Katie Chizuko Solien (adv. Erin Besler) 

Intentionally Left Blank

Japanese American internment barracks provide a tangible link to the landscape’s carceral origins in the settlement of and speculation in the American West. The remains of this architectural diaspora continue to pervade the landscape. Today this infrastructure is spurred back into motion.

 

Pavan Vadgama (adv. Jesse Reiser & Sylvia Lavin) 

Holy Cow, Stray Cow!

What does it mean to bear witness to the stray Indian urban cow? A close look begins to unravel a network mired in sticky and milky residues that entangles humans, nonhumans, cultural practices, and materials. Such scrutiny also reveals a distinctly spatial body of knowledge that congeals around the inner city cowshed (gaushala.) How can architecture shift frame to platform stray cows as equal partners in urban space?

 

Kirill Volchinskiy (adv. Mario Gandelsonas & Jesse Reiser) 

NOMAD VISIONS

Nomad Visions is a post-building architecture, where shelter consists of mobile envelopes, demanded by resource scarcity and a changing climate. This work builds upon late 1960’s designs that pushed architecture toward a pneumatic temporality. Nomad Visions expands the field of architecture to include deployable structures for climate nomads, speculating on the inevitable failure of top-down architectural planning solutions.
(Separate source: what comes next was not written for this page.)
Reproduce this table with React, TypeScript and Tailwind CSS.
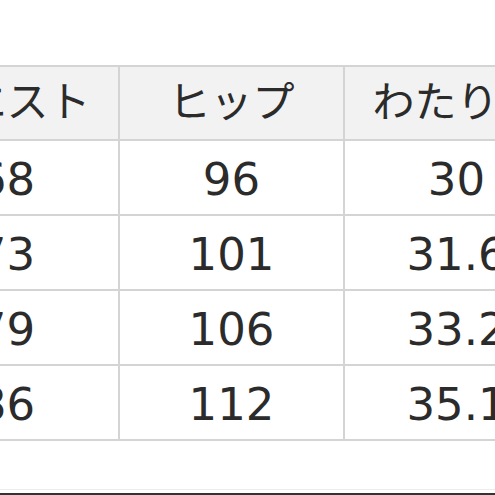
import React from "react";

const headers = ["ウエスト", "ヒップ", "わたり幅"];
const rows = [
  ["68", "96", "30"],
  ["73", "101", "31.6"],
  ["79", "106", "33.2"],
  ["86", "112", "35.1"],
];

export default function App() {
  return (
    <div
      className="w-[495px] h-[495px] overflow-hidden bg-white flex flex-col text-[#2b2b2b]"
      style={{ fontFamily: '"DejaVu Sans", "Noto Sans CJK JP", sans-serif' }}
    >
      <div className="pt-[65px] ml-[-107px] w-[700px] shrink-0">
        <table className="border-collapse table-fixed w-[677px]">
          <thead>
            <tr>
              {headers.map((h) => (
                <th
                  key={h}
                  className="w-[225px] h-[74px] border-2 border-[#d4d4d4] bg-[#f2f2f2] text-[42px] font-normal text-center leading-none p-0 whitespace-nowrap"
                >
                  {h}
                </th>
              ))}
            </tr>
          </thead>
          <tbody>
            {rows.map((r, i) => (
              <tr key={i}>
                {r.map((c, j) => (
                  <td
                    key={j}
                    className="w-[225px] h-[75px] border-2 border-[#d4d4d4] text-[45px] text-center leading-none p-0 pt-[3px] whitespace-nowrap"
                  >
                    {c}
                  </td>
                ))}
              </tr>
            ))}
          </tbody>
        </table>
      </div>
      <div className="flex-1" />
      <div className="h-px bg-[#ececec]" />
      <div className="h-[3px]" />
      <div className="h-[2px] bg-[#333333]" />
    </div>
  );
}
Architecture is defined by the way in which mobile structures begin to address cultural and aesthetic values. 

 

 

Andrew Yu (adv. Jesse Reiser) 

Machine Inefficiency

Machinic efficiency reduces the human role in production by lowering energy expenditure in favor of productivity within a process. This thesis challenges the notion of engineered efficiency by “architectural-izing” the machine and its byproducts to create a series of happenings that merge industrial processes with human rituals. Sited in the man–made accident that is the Salton Sea, this thesis approaches crisis, not through resolution, but rather by redistributing the existing site conditions.